One large single buffer might be a solution for other questions, and the idea is to load it once and save it as is in tmp for the time being. Once it is concatenated, loading it should be as fast if not faster than the equivalent number of small files, so if you do fixed soundbanks that might be a clever way.

If you use dynamic libraries that you will reanalyse everytime, then maybe polybuffer is better for that. You now have the option.

tremblap · May 22, 2020, 8:05am

no, the 2nd argument is $1. In max: method arg1 arg2 arg3
so : fit is method
arg1: dataset
arg2: $1
arg3: 100

tremblap · May 22, 2020, 8:07am

the entry are multiply by 10 to create sparse points… but the query are at unity. You will get most probably under 50 and above 50 in that window to split. This patch is meant to deconfuse ID vs entry by making it confusing somehow. I’ll need to find another way I reckon.

rodrigo.constanzo · May 22, 2020, 8:55am

Did anyone else get a stackoverflow error with the folder iteration patches?

Ok, I understand you now, but this explanation was even more confusing!

(so $1 is the second argument but the first arg?)

Right right. In C-C-Combine, I do long single buffer~s, I just then shove them into a polybuffer~ as well, in order to select which one I’m playing from.

tremblap · May 22, 2020, 9:12am

because I was wrong. I corrected my answer above.

if that is the way it is saved, then you should use this patch to assemble (faster) and just refer to the slice in your process (instead of parsing them to polybuffer which must take time)

rodrigo.constanzo · May 22, 2020, 9:26am

Heh, it seemed that way, but I didn’t understand the original text, it was possible I was just missing something altogether.

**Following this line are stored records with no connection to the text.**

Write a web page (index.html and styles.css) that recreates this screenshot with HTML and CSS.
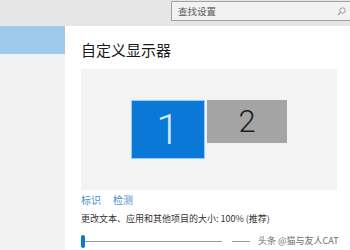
FILE: index.html
```html
<!DOCTYPE html>
<html lang="zh-CN">
<head>
<meta charset="utf-8">
<link rel="stylesheet" href="styles.css">
</head>
<body>
<div class="app">
  <div class="topbar">
    <div class="search">
      <span class="search-text">查找设置</span>
      <svg class="search-icon" width="9" height="9" viewBox="0 0 9 9"><circle cx="5.5" cy="3.5" r="2.7" fill="none" stroke="#9a9a9a" stroke-width="1"/><line x1="3.5" y1="5.5" x2="0.8" y2="8.2" stroke="#9a9a9a" stroke-width="1.2"/></svg>
    </div>
  </div>
  <div class="main">
    <div class="sidebar">
      <div class="nav-item selected"></div>
    </div>
    <div class="content">
      <div class="title">自定义显示器</div>
      <div class="preview">
        <div class="monitor primary"><span>1</span></div>
        <div class="monitor secondary"><span>2</span></div>
      </div>
      <div class="links">
        <span class="link">标识</span>
        <span class="link">检测</span>
      </div>
      <div class="scale-label">更改文本、应用和其他项目的大小: 100% (推荐)</div>
      <div class="slider-row">
        <span class="thumb"></span>
        <span class="track"></span>
        <span class="track short"></span>
        <span class="watermark">头条 @猫与友人CAT</span>
      </div>
    </div>
  </div>
</div>
</body>
</html>
```
FILE: styles.css
```css
html, body {
  margin: 0;
  padding: 0;
}
body {
  width: 350px;
  height: 250px;
  overflow: hidden;
  font-family: "Noto Sans CJK SC", "Noto Sans", sans-serif;
  background: #ffffff;
}
.app {
  display: flex;
  flex-direction: column;
  height: 250px;
}
.topbar {
  height: 26px;
  background: #e6e6e6;
  display: flex;
  justify-content: flex-end;
  align-items: flex-start;
  flex-shrink: 0;
}
.search {
  box-sizing: border-box;
  width: 179px;
  height: 20px;
  margin-top: 1px;
  border: 1px solid #a2a2a2;
  border-right: none;
  background: #f2f2f2;
  display: flex;
  align-items: center;
  justify-content: space-between;
  padding: 0 4px 0 6px;
}
.search-text {
  font-size: 9.5px;
  line-height: 12px;
  color: #5a5a5a;
}
.search-icon {
  display: block;
}
.main {
  flex: 1;
  display: flex;
}
.sidebar {
  width: 65px;
  background: #f2f2f2;
  flex-shrink: 0;
}
.nav-item.selected {
  height: 28px;
  background: #a0c9ee;
}
.content {
  flex: 1;
  padding-left: 16px;
  background: #ffffff;
}
.title {
  margin-top: 15px;
  font-size: 15px;
  line-height: 18px;
  color: #1a1a1a;
}
.preview {
  margin-top: 10px;
  width: 256px;
  height: 121px;
  background: #f3f3f3;
  display: flex;
  align-items: flex-start;
  gap: 2px;
  box-sizing: border-box;
  padding: 31px 0 0 50px;
}
.monitor {
  display: flex;
  align-items: center;
  justify-content: center;
  box-sizing: border-box;
  font-family: Roboto, "DejaVu Sans", sans-serif;
  font-weight: 300;
}
.monitor.primary {
  width: 74px;
  height: 59px;
  background: #0a78d6;
  border: 1px solid #8fcfff;
  color: #d6ecff;
  font-size: 42px;
}
.monitor.secondary {
  width: 80px;
  height: 43px;
  background: #a4a4a4;
  color: #1e1e1e;
  font-size: 31px;
}
.monitor span {
  line-height: 1;
}
.links {
  margin-top: 3px;
  display: flex;
  gap: 12px;
  font-size: 10px;
  line-height: 14px;
}
.link {
  color: #4a8fcc;
}
.scale-label {
  margin-top: 5px;
  font-size: 9px;
  line-height: 14px;
  color: #333333;
  white-space: nowrap;
}
.slider-row {
  margin-top: 8px;
  height: 14px;
  display: flex;
  align-items: center;
}
.thumb {
  width: 4px;
  height: 13px;
  border-radius: 2px;
  background: #0a78d6;
  flex-shrink: 0;
}
.track {
  width: 137px;
  height: 1px;
  background: #9a9a9a;
  flex-shrink: 0;
}
.track.short {
  width: 18px;
  margin-left: 10px;
}
.watermark {
  margin-left: 8px;
  font-size: 9px;
  line-height: 12px;
  color: #6e6e6e;
  white-space: nowrap;
  text-shadow: 0 0 2px #ffffff;
}
```
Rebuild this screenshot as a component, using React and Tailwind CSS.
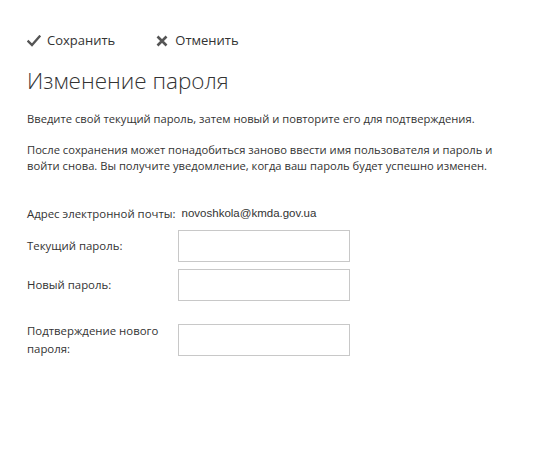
import { useState } from 'react';

const FONT = { fontFamily: '"Open Sans", "Noto Sans", sans-serif' };

function CheckIcon() {
  return (
    <svg width="14" height="12" viewBox="0 0 14 12" className="mr-[6px]">
      <path d="M1.5 6.5 L5 10 L12.5 1.5" fill="none" stroke="#555" strokeWidth="2.4" strokeLinecap="square" />
    </svg>
  );
}

function CrossIcon() {
  return (
    <svg width="12" height="12" viewBox="0 0 12 12" className="mr-[7px]">
      <path d="M1.5 1.5 L10.5 10.5 M10.5 1.5 L1.5 10.5" fill="none" stroke="#555" strokeWidth="2.6" />
    </svg>
  );
}

function Field({ label, value, onChange }) {
  return (
    <div className="flex items-center">
      <label className="w-[151px] text-[11.4px] leading-[18px] text-[#333] pr-2">{label}</label>
      <input type="password" value={value} onChange={e => onChange(e.target.value)}
        className="w-[172px] h-[32px] border border-[#c8c8c8] bg-white outline-none px-2 text-[12px]" />
    </div>
  );
}

export default function App() {
  const [cur, setCur]   = useState('');
  const [next, setNext] = useState('');
  const [conf, setConf] = useState('');

  return (
    <div className="w-[542px] h-[455px] bg-white text-[#333] pl-[27px] pt-[32px]" style={FONT}>
      {/* Toolbar */}
      <div className="flex items-center gap-[41px] text-[13px] text-[#333] h-[18px]">
        <button className="flex items-center"><CheckIcon />Сохранить</button>
        <button className="flex items-center"><CrossIcon />Отменить</button>
      </div>

      <h1 className="mt-[16px] text-[22.5px] font-light leading-[30px] text-[#333]">Изменение пароля</h1>

      <p className="mt-[15px] text-[11.2px] leading-[16px]">
        Введите свой текущий пароль, затем новый и повторите его для подтверждения.
      </p>
      <p className="mt-[15px] text-[11.2px] leading-[16px] w-[485px]">
        После сохранения может понадобиться заново ввести имя пользователя и пароль и войти снова. Вы получите уведомление, когда ваш пароль будет успешно изменен.
      </p>

      <div className="mt-[32px] flex items-center text-[11.4px] leading-[16px]">
        <span className="whitespace-nowrap">Адрес электронной почты:</span>
        <span className="ml-[6px] -mt-[3px] text-[11.5px]" style={{ fontFamily: '"Liberation Sans", Arial, sans-serif' }}>novoshkola@kmda.gov.ua</span>
      </div>

      <div className="mt-[8px] flex flex-col gap-[7px]">
        <Field label="Текущий пароль:" value={cur} onChange={setCur} />
        <Field label="Новый пароль:" value={next} onChange={setNext} />
        <div className="mt-[14px]">
          <Field label="Подтверждение нового пароля:" value={conf} onChange={setConf} />
        </div>
      </div>
    </div>
  );
}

In C-C-Combine, the files start off assembled, in that it’s arbitrary recordings. I did want to add a thing where if you selected a folder it would concatenate it into a single file for you, but never found a good way to do that in Max (this is pre-fluid.bufcompose~). In terms of segmentation, it doesn’t matter there as it’s just 40ms slices no matter what.

For future bits I’ll use this method and have smarter segments, but that’s a different beast altogether.